_Problem_. All the data should be repeated exactly. Any image in it is left out.

_Data_.
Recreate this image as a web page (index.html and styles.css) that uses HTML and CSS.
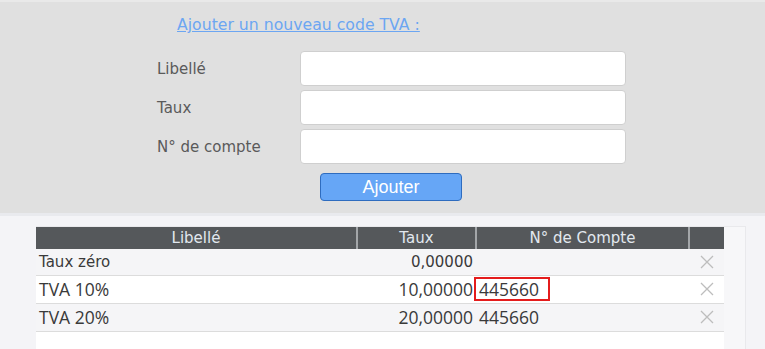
FILE: index.html
```html
<!DOCTYPE html>
<html>
<head>
    <meta charset="UTF-8">
    <title>Codes TVA</title>
    <link rel="stylesheet" href="styles.css">
</head>
<body>

    <div class="add-panel">
        <a href="#" class="add-link">Ajouter un nouveau code TVA :</a>
        <form class="add-form" onsubmit="return false">
            <label for="libelle">Libellé</label>
            <input type="text" id="libelle">
            <label for="taux">Taux</label>
            <input type="text" id="taux">
            <label for="compte">N° de compte</label>
            <input type="text" id="compte">
            <button type="submit" class="btn-add">Ajouter</button>
        </form>
    </div>
    <div class="separator"></div>

    <div class="list">
        <table class="tva-table">
            <colgroup>
                <col class="col-libelle">
                <col class="col-taux">
                <col class="col-compte">
                <col class="col-del">
            </colgroup>
            <thead>
                <tr>
                    <th>Libellé</th>
                    <th>Taux</th>
                    <th>N° de Compte</th>
                    <th></th>
                </tr>
            </thead>
            <tbody>
                <tr class="row-zero">
                    <td>Taux zéro</td>
                    <td class="num">0,00000</td>
                    <td></td>
                    <td class="del"><svg width="14" height="14" viewBox="0 0 14 14"><path d="M1 1L13 13M13 1L1 13"/></svg></td>
                </tr>
                <tr class="odd">
                    <td>TVA 10%</td>
                    <td class="num">10,00000</td>
                    <td><span class="highlight">445660</span></td>
                    <td class="del"><svg width="14" height="14" viewBox="0 0 14 14"><path d="M1 1L13 13M13 1L1 13"/></svg></td>
                </tr>
                <tr>
                    <td>TVA 20%</td>
                    <td class="num">20,00000</td>
                    <td>445660</td>
                    <td class="del"><svg width="14" height="14" viewBox="0 0 14 14"><path d="M1 1L13 13M13 1L1 13"/></svg></td>
                </tr>
                <tr class="filler">
                    <td colspan="4"></td>
                </tr>
            </tbody>
        </table>
    </div>

</body>
</html>
```

FILE: styles.css
```css
* {
    margin: 0;
    padding: 0;
    box-sizing: border-box;
}

body {
    background: #f4f4f7;
    font-family: "DejaVu Sans", sans-serif;
    color: #555;
    border-top: 2px solid #e9e9e9;
    overflow: hidden;
}

.add-panel {
    background: #e0e0e0;
    height: 211px;
    padding-top: 13px;
}

.add-link {
    display: inline-block;
    margin-left: 177px;
    font-size: 15.7px;
    color: #6ca6f2;
    text-decoration: underline;
}

.add-form {
    display: grid;
    grid-template-columns: 143px 326px;
    row-gap: 4px;
    margin: 17px 0 0 157px;
    align-items: center;
}

.add-form label {
    font-size: 15px;
    color: #5a5a5a;
}

.add-form input {
    height: 35px;
    border: 1px solid #cfcfcf;
    border-radius: 4px;
    background: #fff;
}

.btn-add {
    grid-column: 2;
    margin: 5px 0 0 20px;
    width: 142px;
    height: 28px;
    background: #66a6f6;
    border: 1px solid #2e6cbf;
    border-radius: 4px;
    color: #fff;
    font-family: "Liberation Sans", Arial, sans-serif;
    font-size: 18px;
    cursor: pointer;
}

.separator {
    height: 3px;
    background: #e9eaee;
}

.list {
    margin: 10px 0 0 36px;
    width: 710px;
    background: #f7f7f9;
    border: 1px solid #e9e9ec;
    border-left: none;
    border-bottom: none;
}

.tva-table {
    border-collapse: collapse;
    width: 688px;
    table-layout: fixed;
}

.col-libelle { width: 321px; }
.col-taux { width: 119px; }
.col-compte { width: 213px; }
.col-del { width: 35px; }

.tva-table th {
    background: #55585b;
    color: #e2e8ef;
    font-weight: normal;
    font-size: 15px;
    height: 22px;
    text-align: center;
    border-left: 2px solid #a3a6a9;
}

.tva-table th:first-child {
    border-left: none;
}

.tva-table td {
    font-family: "Open Sans", sans-serif;
    font-size: 17.5px;
    color: #3a3a3a;
    height: 28px;
    padding: 0 3px;
    background: #f5f5f7;
    border-bottom: 1px solid #dcdcdc;
    white-space: nowrap;
}

.tva-table .odd td {
    background: #fff;
}

.tva-table .row-zero td {
    font-family: "DejaVu Sans", sans-serif;
    font-size: 15px;
    height: 26px;
}

.tva-table td.num {
    text-align: right;
}

.highlight {
    display: inline-block;
    margin-left: -5px;
    padding: 0 0 0 3px;
    width: 76px;
    height: 24px;
    line-height: 20px;
    border: 2px solid #e41c1c;
}

.del {
    text-align: center;
}

.del svg {
    display: block;
    margin: 0 auto;
}

.del svg path {
    stroke: #bdbdbd;
    stroke-width: 1.3;
    fill: none;
}

.tva-table .filler td {
    background: #fff;
    border-bottom: none;
    height: 18px;
}
```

_Reply to the task_.
Recreate this image as a web page (index.html and styles.css) that uses HTML and CSS.
FILE: index.html
```html
<!DOCTYPE html>
<html>
<head>
    <meta charset="UTF-8">
    <title>Codes TVA</title>
    <link rel="stylesheet" href="styles.css">
</head>
<body>

    <div class="add-panel">
        <a href="#" class="add-link">Ajouter un nouveau code TVA :</a>
        <form class="add-form" onsubmit="return false">
            <label for="libelle">Libellé</label>
            <input type="text" id="libelle">
            <label for="taux">Taux</label>
            <input type="text" id="taux">
            <label for="compte">N° de compte</label>
            <input type="text" id="compte">
            <button type="submit" class="btn-add">Ajouter</button>
        </form>
    </div>
    <div class="separator"></div>

    <div class="list">
        <table class="tva-table">
            <colgroup>
                <col class="col-libelle">
                <col class="col-taux">
                <col class="col-compte">
                <col class="col-del">
            </colgroup>
            <thead>
                <tr>
                    <th>Libellé</th>
                    <th>Taux</th>
                    <th>N° de Compte</th>
                    <th></th>
                </tr>
            </thead>
            <tbody>
                <tr class="row-zero">
                    <td>Taux zéro</td>
                    <td class="num">0,00000</td>
                    <td></td>
                    <td class="del"><svg width="14" height="14" viewBox="0 0 14 14"><path d="M1 1L13 13M13 1L1 13"/></svg></td>
                </tr>
                <tr class="odd">
                    <td>TVA 10%</td>
                    <td class="num">10,00000</td>
                    <td><span class="highlight">445660</span></td>
                    <td class="del"><svg width="14" height="14" viewBox="0 0 14 14"><path d="M1 1L13 13M13 1L1 13"/></svg></td>
                </tr>
                <tr>
                    <td>TVA 20%</td>
                    <td class="num">20,00000</td>
                    <td>445660</td>
                    <td class="del"><svg width="14" height="14" viewBox="0 0 14 14"><path d="M1 1L13 13M13 1L1 13"/></svg></td>
                </tr>
                <tr class="filler">
                    <td colspan="4"></td>
                </tr>
            </tbody>
        </table>
    </div>

</body>
</html>
```

FILE: styles.css
```css
* {
    margin: 0;
    padding: 0;
    box-sizing: border-box;
}

body {
    background: #f4f4f7;
    font-family: "DejaVu Sans", sans-serif;
    color: #555;
    border-top: 2px solid #e9e9e9;
    overflow: hidden;
}

.add-panel {
    background: #e0e0e0;
    height: 211px;
    padding-top: 13px;
}

.add-link {
    display: inline-block;
    margin-left: 177px;
    font-size: 15.7px;
    color: #6ca6f2;
    text-decoration: underline;
}

.add-form {
    display: grid;
    grid-template-columns: 143px 326px;
    row-gap: 4px;
    margin: 17px 0 0 157px;
    align-items: center;
}

.add-form label {
    font-size: 15px;
    color: #5a5a5a;
}

.add-form input {
    height: 35px;
    border: 1px solid #cfcfcf;
    border-radius: 4px;
    background: #fff;
}

.btn-add {
    grid-column: 2;
    margin: 5px 0 0 20px;
    width: 142px;
    height: 28px;
    background: #66a6f6;
    border: 1px solid #2e6cbf;
    border-radius: 4px;
    color: #fff;
    font-family: "Liberation Sans", Arial, sans-serif;
    font-size: 18px;
    cursor: pointer;
}

.separator {
    height: 3px;
    background: #e9eaee;
}

.list {
    margin: 10px 0 0 36px;
    width: 710px;
    background: #f7f7f9;
    border: 1px solid #e9e9ec;
    border-left: none;
    border-bottom: none;
}

.tva-table {
    border-collapse: collapse;
    width: 688px;
    table-layout: fixed;
}

.col-libelle { width: 321px; }
.col-taux { width: 119px; }
.col-compte { width: 213px; }
.col-del { width: 35px; }

.tva-table th {
    background: #55585b;
    color: #e2e8ef;
    font-weight: normal;
    font-size: 15px;
    height: 22px;
    text-align: center;
    border-left: 2px solid #a3a6a9;
}

.tva-table th:first-child {
    border-left: none;
}

.tva-table td {
    font-family: "Open Sans", sans-serif;
    font-size: 17.5px;
    color: #3a3a3a;
    height: 28px;
    padding: 0 3px;
    background: #f5f5f7;
    border-bottom: 1px solid #dcdcdc;
    white-space: nowrap;
}

.tva-table .odd td {
    background: #fff;
}

.tva-table .row-zero td {
    font-family: "DejaVu Sans", sans-serif;
    font-size: 15px;
    height: 26px;
}

.tva-table td.num {
    text-align: right;
}

.highlight {
    display: inline-block;
    margin-left: -5px;
    padding: 0 0 0 3px;
    width: 76px;
    height: 24px;
    line-height: 20px;
    border: 2px solid #e41c1c;
}

.del {
    text-align: center;
}

.del svg {
    display: block;
    margin: 0 auto;
}

.del svg path {
    stroke: #bdbdbd;
    stroke-width: 1.3;
    fill: none;
}

.tva-table .filler td {
    background: #fff;
    border-bottom: none;
    height: 18px;
}
```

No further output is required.